# Early Ever Ready hand torch, strange battery size, Restored and working.



## Exide (Jan 13, 2012)

I am not sure of the battery size as this did not come with the original battery that i could rebuild so i had to guess, The bulb was 2.5V so that i knew that had to be 3V. The size looking at the torch barrel looked like it would take a cell with two u10s in series, you can hack these from a 3r12 size four half volt battery. I decided to use two AAs instead and some strips of an old 3R12 cell. The torch body was rusted but the switch was ok though so i used wire wool to clean it and tried a recover, after three attempts i finaly got there with the bodywork. It had the remains of a fake leather cover on but i have some textured fablon thats a near match.
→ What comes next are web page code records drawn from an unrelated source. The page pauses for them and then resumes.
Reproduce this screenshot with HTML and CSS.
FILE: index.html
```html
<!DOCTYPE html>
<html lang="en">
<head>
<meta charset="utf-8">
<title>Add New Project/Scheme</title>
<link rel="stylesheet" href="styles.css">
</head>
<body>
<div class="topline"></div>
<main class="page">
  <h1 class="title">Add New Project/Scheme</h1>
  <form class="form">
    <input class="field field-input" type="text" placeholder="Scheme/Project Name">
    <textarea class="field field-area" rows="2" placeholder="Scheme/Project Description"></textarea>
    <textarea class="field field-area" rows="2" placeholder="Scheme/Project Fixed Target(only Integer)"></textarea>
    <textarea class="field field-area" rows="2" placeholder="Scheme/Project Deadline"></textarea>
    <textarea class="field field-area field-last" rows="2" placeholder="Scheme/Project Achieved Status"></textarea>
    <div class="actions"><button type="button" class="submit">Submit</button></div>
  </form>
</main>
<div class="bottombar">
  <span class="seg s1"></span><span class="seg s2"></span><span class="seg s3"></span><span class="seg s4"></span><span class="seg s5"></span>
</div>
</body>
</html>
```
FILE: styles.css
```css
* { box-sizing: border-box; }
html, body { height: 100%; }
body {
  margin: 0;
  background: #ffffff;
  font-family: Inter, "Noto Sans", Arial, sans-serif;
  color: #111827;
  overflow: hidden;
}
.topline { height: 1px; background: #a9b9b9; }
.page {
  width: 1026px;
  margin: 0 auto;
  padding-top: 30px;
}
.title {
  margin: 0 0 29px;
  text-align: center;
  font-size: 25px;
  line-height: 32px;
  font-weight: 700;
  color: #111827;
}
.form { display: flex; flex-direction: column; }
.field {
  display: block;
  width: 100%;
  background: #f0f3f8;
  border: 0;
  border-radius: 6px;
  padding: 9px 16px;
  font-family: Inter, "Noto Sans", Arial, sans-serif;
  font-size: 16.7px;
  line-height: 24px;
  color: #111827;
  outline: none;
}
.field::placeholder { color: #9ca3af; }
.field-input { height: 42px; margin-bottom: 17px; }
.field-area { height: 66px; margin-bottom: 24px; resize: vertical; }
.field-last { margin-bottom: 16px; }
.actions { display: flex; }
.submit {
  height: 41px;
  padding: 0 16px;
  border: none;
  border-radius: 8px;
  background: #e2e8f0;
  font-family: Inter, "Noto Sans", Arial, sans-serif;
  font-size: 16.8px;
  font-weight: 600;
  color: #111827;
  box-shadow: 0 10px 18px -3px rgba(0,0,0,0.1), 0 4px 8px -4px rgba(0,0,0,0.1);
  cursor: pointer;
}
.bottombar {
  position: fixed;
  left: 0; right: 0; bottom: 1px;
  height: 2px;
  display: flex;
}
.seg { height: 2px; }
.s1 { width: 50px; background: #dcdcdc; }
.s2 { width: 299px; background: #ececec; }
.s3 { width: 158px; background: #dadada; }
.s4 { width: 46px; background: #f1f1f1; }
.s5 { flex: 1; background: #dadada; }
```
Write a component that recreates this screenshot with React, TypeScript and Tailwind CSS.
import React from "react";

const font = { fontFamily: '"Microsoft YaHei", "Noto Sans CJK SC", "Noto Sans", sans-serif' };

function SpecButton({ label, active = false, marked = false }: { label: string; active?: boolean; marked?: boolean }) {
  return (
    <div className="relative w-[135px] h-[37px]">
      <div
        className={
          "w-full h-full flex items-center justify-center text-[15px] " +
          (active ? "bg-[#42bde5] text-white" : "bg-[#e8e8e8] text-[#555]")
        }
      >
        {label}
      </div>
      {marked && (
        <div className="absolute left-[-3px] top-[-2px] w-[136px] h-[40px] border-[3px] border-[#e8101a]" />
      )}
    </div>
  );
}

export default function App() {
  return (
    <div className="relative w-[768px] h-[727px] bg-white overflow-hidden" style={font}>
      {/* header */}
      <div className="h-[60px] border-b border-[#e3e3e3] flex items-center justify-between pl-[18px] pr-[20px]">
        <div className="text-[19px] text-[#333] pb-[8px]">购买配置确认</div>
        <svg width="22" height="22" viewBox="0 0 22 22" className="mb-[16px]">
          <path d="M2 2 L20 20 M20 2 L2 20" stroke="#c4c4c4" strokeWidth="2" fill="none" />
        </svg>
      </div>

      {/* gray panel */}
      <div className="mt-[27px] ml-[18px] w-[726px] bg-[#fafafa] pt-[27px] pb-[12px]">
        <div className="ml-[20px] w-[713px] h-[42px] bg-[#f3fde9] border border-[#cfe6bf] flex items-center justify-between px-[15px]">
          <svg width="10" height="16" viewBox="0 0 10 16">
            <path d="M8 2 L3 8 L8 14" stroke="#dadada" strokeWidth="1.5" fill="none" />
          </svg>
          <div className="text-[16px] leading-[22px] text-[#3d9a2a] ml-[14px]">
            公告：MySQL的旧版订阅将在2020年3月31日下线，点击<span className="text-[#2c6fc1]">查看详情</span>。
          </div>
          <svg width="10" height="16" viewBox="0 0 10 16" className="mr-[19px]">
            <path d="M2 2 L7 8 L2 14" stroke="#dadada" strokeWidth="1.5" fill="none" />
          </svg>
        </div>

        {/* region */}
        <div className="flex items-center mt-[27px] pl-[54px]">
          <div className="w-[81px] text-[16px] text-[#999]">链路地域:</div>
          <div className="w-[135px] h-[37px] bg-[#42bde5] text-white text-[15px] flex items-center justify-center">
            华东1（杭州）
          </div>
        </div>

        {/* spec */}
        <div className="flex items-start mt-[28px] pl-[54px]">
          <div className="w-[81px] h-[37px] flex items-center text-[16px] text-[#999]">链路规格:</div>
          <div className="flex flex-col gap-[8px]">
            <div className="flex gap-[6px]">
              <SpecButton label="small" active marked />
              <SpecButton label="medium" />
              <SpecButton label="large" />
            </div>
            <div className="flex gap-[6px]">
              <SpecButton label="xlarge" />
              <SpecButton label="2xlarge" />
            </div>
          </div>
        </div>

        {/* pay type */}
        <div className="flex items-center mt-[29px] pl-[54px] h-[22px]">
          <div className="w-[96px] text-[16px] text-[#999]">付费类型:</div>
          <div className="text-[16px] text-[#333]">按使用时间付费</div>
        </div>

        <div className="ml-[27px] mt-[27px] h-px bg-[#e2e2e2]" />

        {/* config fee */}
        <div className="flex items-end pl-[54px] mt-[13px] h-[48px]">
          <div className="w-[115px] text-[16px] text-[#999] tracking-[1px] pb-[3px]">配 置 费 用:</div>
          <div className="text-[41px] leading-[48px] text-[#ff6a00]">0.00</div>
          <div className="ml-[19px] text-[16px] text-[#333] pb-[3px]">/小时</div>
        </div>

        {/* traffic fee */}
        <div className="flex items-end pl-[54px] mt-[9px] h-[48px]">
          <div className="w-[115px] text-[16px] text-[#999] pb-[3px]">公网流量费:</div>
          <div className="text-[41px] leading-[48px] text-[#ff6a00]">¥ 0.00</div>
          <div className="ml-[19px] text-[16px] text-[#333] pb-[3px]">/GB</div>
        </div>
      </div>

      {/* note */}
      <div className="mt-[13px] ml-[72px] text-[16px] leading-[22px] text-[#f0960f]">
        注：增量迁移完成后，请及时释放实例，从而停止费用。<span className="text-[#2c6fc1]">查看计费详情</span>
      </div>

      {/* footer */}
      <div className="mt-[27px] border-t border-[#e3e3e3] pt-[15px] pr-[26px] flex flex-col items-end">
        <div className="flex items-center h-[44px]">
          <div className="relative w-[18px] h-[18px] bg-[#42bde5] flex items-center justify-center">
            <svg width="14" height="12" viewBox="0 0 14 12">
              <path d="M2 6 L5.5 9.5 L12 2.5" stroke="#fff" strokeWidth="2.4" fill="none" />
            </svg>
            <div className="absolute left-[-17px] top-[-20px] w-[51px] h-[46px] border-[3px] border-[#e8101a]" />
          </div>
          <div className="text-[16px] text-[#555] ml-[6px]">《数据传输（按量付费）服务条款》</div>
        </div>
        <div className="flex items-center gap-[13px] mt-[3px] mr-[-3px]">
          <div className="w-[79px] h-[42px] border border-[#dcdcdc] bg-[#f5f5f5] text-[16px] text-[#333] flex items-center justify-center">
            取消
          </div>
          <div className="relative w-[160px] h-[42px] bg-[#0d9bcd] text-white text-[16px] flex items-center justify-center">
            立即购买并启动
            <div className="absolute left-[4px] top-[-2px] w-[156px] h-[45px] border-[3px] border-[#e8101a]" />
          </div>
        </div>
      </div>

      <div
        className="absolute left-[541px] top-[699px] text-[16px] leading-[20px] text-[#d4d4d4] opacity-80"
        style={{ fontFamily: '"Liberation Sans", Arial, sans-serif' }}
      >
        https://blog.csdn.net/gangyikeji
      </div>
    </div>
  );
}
The battery make up took ages as i had to position those terminals just right. it was worth the effort though and considering i only paid £1 i think i got a bargain.


----------



## tobrien (Jan 15, 2012)

holy cow! you did an awesome job!


----------



## Straker (Jan 24, 2012)

OK, now that is cool! I love these old style flashlights! ^_^


----------



## Exide (Jan 28, 2012)

Thanks folks, The challange with these is building the batteries to fit because there were some strange sizes. This one was very rusty outside but clean inside so decided to do a recover of the outer part.


----------



## 4tified (Jan 28, 2012)

That's a very nice modification. Do you have any idea what decade this light may be from?


----------



## Exide (Jan 31, 2012)

1930s looking at what battery it used as i have a smaller one made by Franco that i had to make a battery pack for by using two AAAs. Also English Ever Ready did not use a logo much during that time where as later lamps had the logo.


----------



## Christoph (Jan 31, 2012)

They used a battery like this one I had one as a kid. This pic is from the Flashlight Museum.com I may have a working version of this battery I'll see if I can find it. The one I had as a kid was a bike light.
C


----------